A polling error of the same magnitude as the one that occurred in the 2012 election — when Wildrose was given a wide lead in the last polls of the campaign, only for the PCs to hold onto to power — if repeated in Alberta next month, would still only put the UCP and NDP roughly tied. Even that scenario would be unlikely to re-elect the New Democrats due to their concentration of support in Edmonton.
NDP’s strength in Edmonton, UCP everywhere else
That is where Notley’s party still has its greatest strength. The Alberta Poll Tracker puts the NDP at 44.6 per cent in the city, with the UCP a few points back at 40 per cent. That level of support would likely divide Edmonton between the two parties in terms of seats.
But in the rest of the province, the UCP holds sway. In Calgary, Kenney’s party is ahead by about 22 points in the Poll Tracker, with 54 per cent support compared to 32 per cent. That puts every seat in range of the UCP, while the New Democrats are in contention to hold just a handful of theirs.
Outside of the two cities, the United Conservatives are ahead by about 27 points. With between 28 and 31 seats, the rural areas of the province alone could put the UCP three-quarters of the way to a majority government.
Thin silver linings for the NDP
However, there are some silver linings for Notley in the numbers.
The most important one is that she is a plus for her party while Kenney is a minus. A Leger survey conducted between March 7 and 12 found the two party leaders virtually tied on the question of who Albertans think would make the best premier, with Notley at 33 per cent and Kenney at 32 per cent.
Taking into account the undecideds in the Leger poll on both the voting intentions and best premier questions, this suggests that Notley is about four percentage points more popular than the NDP. Kenney is two points less popular than the UCP.
The difference was even starker in an Ipsos/Global News poll conducted between Mar. 15 and 17. It found Kenney at 33 per cent on the best premier question and Notley not far behind at 30 per cent, but again this suggests that Notley scores two points higher than the NDP among all voters. Kenney scores nine points worse than the UCP.
The hope for the NDP is that Notley is able to pull her party’s support up while Kenney drags the UCP’s down. This is clearly the party’s strategy in the campaign so far, as the NDP leader’s name takes prominence in the party’s branding and her political attacks target Kenney personally.
The trend lines are also heading in a positive direction for the NDP, if marginally so. Leger puts the party up two points since last year, while ThinkHQ shows it up eight points since the end of 2017.
The inevitability of the UCP?
But the margin the NDP has to overcome remains enormous. While Kenney’s personal popularity doesn’t help the United Conservatives, the unpopularity of the NDP government might prove too much of an anchor weighing Notley down. In the Ipsos survey, just 31 per cent of Albertans said the NDP deserved re-election — losing numbers in a two-horse race.

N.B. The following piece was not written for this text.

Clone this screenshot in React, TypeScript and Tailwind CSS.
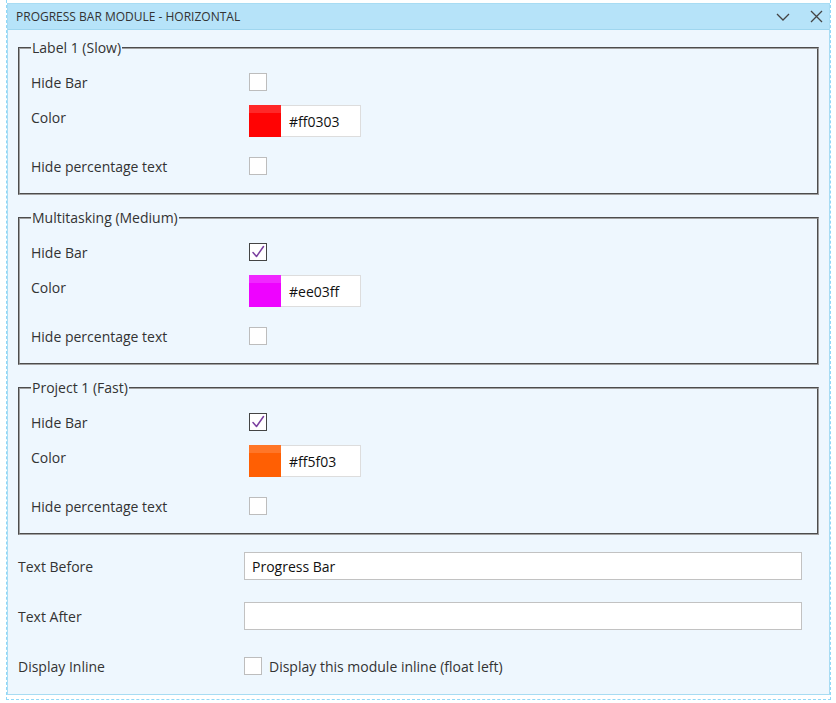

The impact of the latest controversies surrounding Kenney’s successful bid for the UCP leadership have yet to be fully recorded in the polls. They could sap UCP support further. But the 2018 Ontario election campaign, which ended with Doug Ford’s Progressive Conservatives defeating Kathleen Wynne’s Liberals, showed that unpopular opposition leaders hobbled by controversy can still win big when voters want to see the incumbent government ousted.
The UCP has led in voting intentions since it was created and not once since coming to power have the New Democrats matched their 2015 election score in the polls. Even that probably wouldn’t be enough to secure a victory when the right is no longer divided.
The potential for Notley to turn this into a competitive race exists. But she has a long way to go to cast doubt on the inevitability of a victory by Jason Kenney and the United Conservatives.